Why Millennials Are Outsourcing Their Financial Self-Control to AI

AI Financial Management Trends UK

We are witnessing a fascinating shift in consumer behavior that goes deeper than just adopting new technology. Recent data suggests that for young adults, Artificial Intelligence is rapidly moving from a novelty to a necessary financial safety net.

For business leaders and founders, understanding this shift is crucial. It isn’t just about users wanting “smarter” apps; it is about users seeking an external force to handle the discipline they feel they lack.

The Gap Between Intention and Action

A recent study of 5,000 adults (aged 28–40) reveals a stark reality: the majority are saving significantly less than they want to. But here is the critical insight—it’s not strictly a math problem; it’s a behavior problem.

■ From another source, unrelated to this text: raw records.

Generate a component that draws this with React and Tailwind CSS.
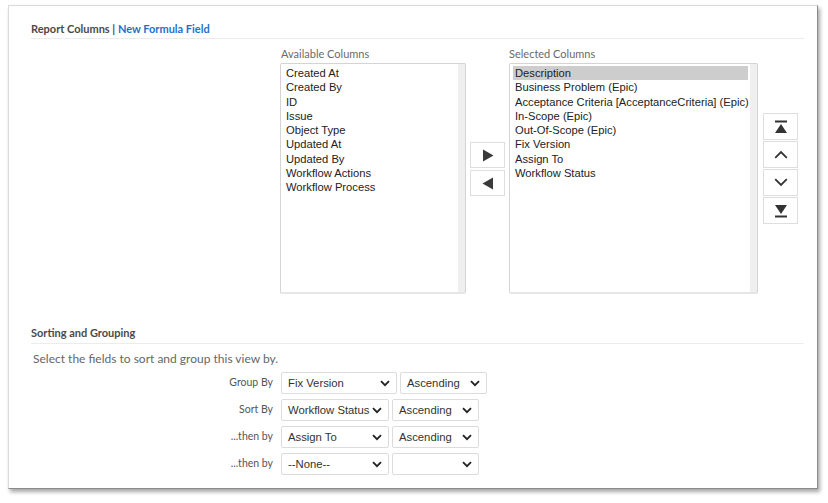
const available = [
  'Created At',
  'Created By',
  'ID',
  'Issue',
  'Object Type',
  'Updated At',
  'Updated By',
  'Workflow Actions',
  'Workflow Process',
];

const selected = [
  'Description',
  'Business Problem (Epic)',
  'Acceptance Criteria [AcceptanceCriteria] (Epic)',
  'In-Scope (Epic)',
  'Out-Of-Scope (Epic)',
  'Fix Version',
  'Assign To',
  'Workflow Status',
];

const sortRows = [
  { label: 'Group By', field: 'Fix Version', order: 'Ascending', w1: 'w-[116px]', w2: 'w-[87px]' },
  { label: 'Sort By', field: 'Workflow Status', order: 'Ascending', w1: 'w-[108px]', w2: 'w-[87px]' },
  { label: '...then by', field: 'Assign To', order: 'Ascending', w1: 'w-[108px]', w2: 'w-[87px]' },
  { label: '...then by', field: '--None--', order: '', w1: 'w-[108px]', w2: 'w-[87px]' },
];

function Chevron() {
  return (
    <svg width="10" height="7" viewBox="0 0 10 7" className="shrink-0">
      <path d="M1 1.2 L5 5.2 L9 1.2" fill="none" stroke="#222" strokeWidth="1.8" />
    </svg>
  );
}

function Select({ value, width }) {
  return (
    <div className={`${width} h-[22px] flex items-center justify-between pl-[6px] pr-[6px] border border-[#dcdcdc] rounded-[2px] bg-white text-[11.3px] text-[#333]`}>
      <span className="whitespace-nowrap">{value}</span>
      <Chevron />
    </div>
  );
}

function ListBox({ items, width, highlight }) {
  return (
    <div className={`${width} h-[231px] flex border border-[#d4d4d4] border-b-[2px] border-b-[#e6e6e6] rounded-[2px] bg-white`}>
      <div className="flex-1 pt-[2px] pl-[3px] pr-[2px] overflow-hidden">
        {items.map((it, i) => (
          <div
            key={it}
            className={`h-[14.3px] leading-[14.3px] pl-[2px] text-[11.2px] text-[#222] whitespace-nowrap ${highlight && i === 0 ? 'bg-[#cdcdcd]' : ''}`}
          >
            {it}
          </div>
        ))}
      </div>
      <div className="w-[7px] bg-[#efefef]"></div>
    </div>
  );
}

function SmallButton({ children, h = 'h-[27px]' }) {
  return (
    <div className={`w-[35px] ${h} flex items-center justify-center border border-[#dedede] bg-white`}>
      {children}
    </div>
  );
}

export default function App() {
  return (
    <div className="w-[828px] h-[503px] bg-white pt-[5px] pl-[8px] font-['Liberation_Sans',Arial,sans-serif]">
      <div className="w-[810px] h-[484px] bg-white border border-[#dadada] border-r-[#8a8a8a] border-b-[#8a8a8a] shadow-[2px_3px_4px_rgba(0,0,0,0.35)] pl-[22px] pr-[13px] pt-[16px]">
        {/* Report Columns header */}
        <div className="font-['Lato','Open_Sans',sans-serif] text-[11px] font-bold text-[#4a4a4a] h-[14px] leading-[14px]">
          Report Columns | <span className="text-[#1f6fd0]">New Formula Field</span>
        </div>
        <div className="mt-[2px] h-px bg-[#ececec]"></div>

        <div className="flex ml-[249px] mt-[9px]">
          <div>
            <div className="font-['Lato','Open_Sans',sans-serif] text-[11px] text-[#6a6a6a] h-[15px] leading-[12px] pl-[1px]">
              Available Columns
            </div>
            <ListBox items={available} width="w-[186px]" />
          </div>

          <div className="flex flex-col gap-[2px] mt-[94px] mx-[4px]">
            <SmallButton h="h-[26px]">
              <svg width="12" height="13" viewBox="0 0 12 13">
                <path d="M1 0.5 L11.5 6.5 L1 12.5 Z" fill="#3a3a3a" />
              </svg>
            </SmallButton>
            <SmallButton h="h-[26px]">
              <svg width="12" height="13" viewBox="0 0 12 13">
                <path d="M11 0.5 L0.5 6.5 L11 12.5 Z" fill="#3a3a3a" />
              </svg>
            </SmallButton>
          </div>

          <div>
            <div className="font-['Lato','Open_Sans',sans-serif] text-[11px] text-[#6a6a6a] h-[15px] leading-[12px]">
              Selected Columns
            </div>
            <ListBox items={selected} width="w-[249px]" highlight />
          </div>

          <div className="flex flex-col gap-px mt-[65px] ml-[5px]">
            <SmallButton>
              <svg width="14" height="14" viewBox="0 0 14 14">
                <rect x="1" y="0.5" width="12" height="2" fill="#333" />
                <path d="M7 4 L13 13 L1 13 Z" fill="#333" />
              </svg>
            </SmallButton>
            <SmallButton>
              <svg width="14" height="9" viewBox="0 0 14 9">
                <path d="M1.2 7.8 L7 2 L12.8 7.8" fill="none" stroke="#333" strokeWidth="1.8" />
              </svg>
            </SmallButton>
            <SmallButton>
              <svg width="14" height="9" viewBox="0 0 14 9">
                <path d="M1.2 1.2 L7 7 L12.8 1.2" fill="none" stroke="#333" strokeWidth="1.8" />
              </svg>
            </SmallButton>
            <SmallButton>
              <svg width="14" height="14" viewBox="0 0 14 14">
                <path d="M1 1 L13 1 L7 10 Z" fill="#333" />
                <rect x="1" y="11.5" width="12" height="2" fill="#333" />
              </svg>
            </SmallButton>
          </div>
        </div>

        {/* Sorting and Grouping */}
        <div className="mt-[32px] font-['Lato','Open_Sans',sans-serif] text-[11px] font-bold text-[#4a4a4a] h-[14px] leading-[14px]">
          Sorting and Grouping
        </div>
        <div className="mt-[3px] h-px bg-[#ececec]"></div>
        <div className="mt-[7px] pl-[2px] font-['Lato','Open_Sans',sans-serif] text-[12px] text-[#666] h-[15px] leading-[15px]">
          Select the fields to sort and group this view by.
        </div>

        <div className="mt-[6px] flex flex-col gap-[5px]">
          {sortRows.map((r, i) => (
            <div key={i} className="flex items-center">
              <div className="w-[242px] text-right font-['Lato','Open_Sans',sans-serif] text-[10.5px] text-[#555] leading-[14px] -mt-[3px]">
                {r.label}
              </div>
              <div className="ml-[8px] flex gap-[3px]">
                <Select value={r.field} width={r.w1} />
                <Select value={r.order} width={r.w2} />
              </div>
            </div>
          ))}
        </div>
      </div>
    </div>
  );
}
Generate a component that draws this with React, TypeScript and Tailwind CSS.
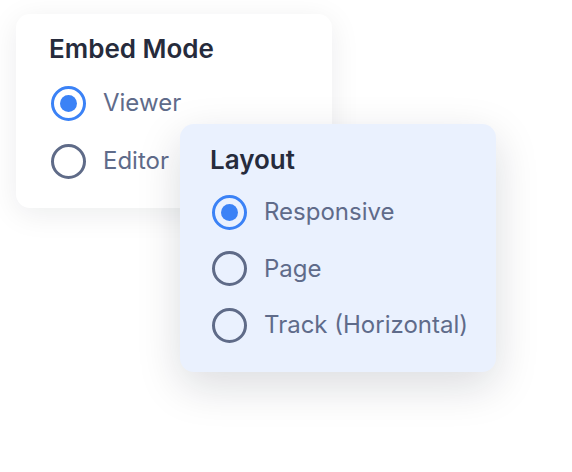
const font = { fontFamily: "Inter, 'Noto Sans', sans-serif" };

type Option = { label: string; checked?: boolean };

function Radio({ checked }: { checked?: boolean }) {
  return (
    <span
      className={
        "flex h-[35px] w-[35px] shrink-0 items-center justify-center rounded-full border-[3px] " +
        (checked ? "border-[#3b82f6]" : "border-[#5f6b88]")
      }
    >
      {checked && <span className="h-[17px] w-[17px] rounded-full bg-[#3b82f6]" />}
    </span>
  );
}

function OptionRow({ label, checked, h }: Option & { h: string }) {
  return (
    <div className={"flex items-center gap-[17px] whitespace-nowrap " + h}>
      <Radio checked={checked} />
      <span className="text-[24px] leading-none text-[#5f6b8a]">{label}</span>
    </div>
  );
}

export default function App() {
  const embed: Option[] = [{ label: "Viewer", checked: true }, { label: "Editor" }];
  const layout: Option[] = [
    { label: "Responsive", checked: true },
    { label: "Page" },
    { label: "Track (Horizontal)" },
  ];
  return (
    <div className="h-[472px] w-[572px] overflow-hidden bg-white" style={font}>
      <div className="ml-4 mt-[14px] h-[194px] w-[316px] rounded-[14px] bg-white px-[35px] pt-[19px] shadow-[0_6px_30px_rgba(15,23,42,0.08)]">
        <h2 className="-ml-[2px] h-[32px] text-[26px] font-semibold leading-[32px] text-[#262b3c]">Embed Mode</h2>
        <div className="mt-[9px]">
          {embed.map((o) => (
            <OptionRow key={o.label} {...o} h="h-[58px]" />
          ))}
        </div>
      </div>
      <div className="relative z-10 -mt-[84px] ml-[180px] h-[248px] w-[316px] rounded-[14px] bg-[#eaf1fe] px-[32px] pt-[18px] shadow-[0_14px_44px_rgba(15,23,42,0.15)]">
        <h2 className="-ml-[2px] mt-[2px] h-[32px] text-[26px] font-semibold leading-[32px] text-[#262b3c]">Layout</h2>
        <div className="mt-[8px]">
          {layout.map((o) => (
            <OptionRow key={o.label} {...o} h="h-[56.5px]" />
          ))}
        </div>
      </div>
    </div>
  );
}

More than a third of respondents (37%) explicitly stated they struggle with self-discipline. Impulse spending is eroding their goals, and 80% admit there is a massive gap between what they know they should do and what they actually do.

This is where the market opportunity lies. Users are no longer looking for tools that just display data; they are looking for tools that intervene.

AI as the Non-Judgmental CFO

The appeal of AI in this sector is driven by two factors: automation and lack of judgment. When financial shame runs high, people prefer an algorithm over a human advisor.

  • 64% of users would trust AI to tell them how much disposable income they really have.
  • 54% are willing to let AI physically move their money to avoid overdrafts.

This signals a transition from “advisory” software to “executive” software. Users are willing to delegate the execution of tasks—bill payments and fund transfers—because they don’t trust their own impulses.

The Trust Barrier and The Age Cliff

However, adoption isn’t uniform. For product teams, the data highlights a “trust hurdle.” While the willingness is there, nearly a quarter of users want to see incremental proof before handing over the keys. They prefer modular features—solving one specific pain point like overdrafts—before committing to full automation.

There is also a significant divergence in demographics that founders often overlook:

  • The Younger Cohort (28–34): They are saving more and are 8% more confident in AI tools.
  • The Older Cohort (35–40): Satisfaction drops sharply here. As life responsibilities (and debts) stack up, their confidence in managing money plummets.

The Takeaway for Decision Makers

If you are building or investing in this space, the message is clear: Don’t just build for utility; build for behavioral support.

The winners in the next phase of fintech won’t just be the apps with the best dashboards. They will be the platforms that successfully market “peace of mind” through automation. The data shows that users are tired of managing it themselves—they want a system that protects them from their own habits, but they need you to earn their trust one transaction at a time.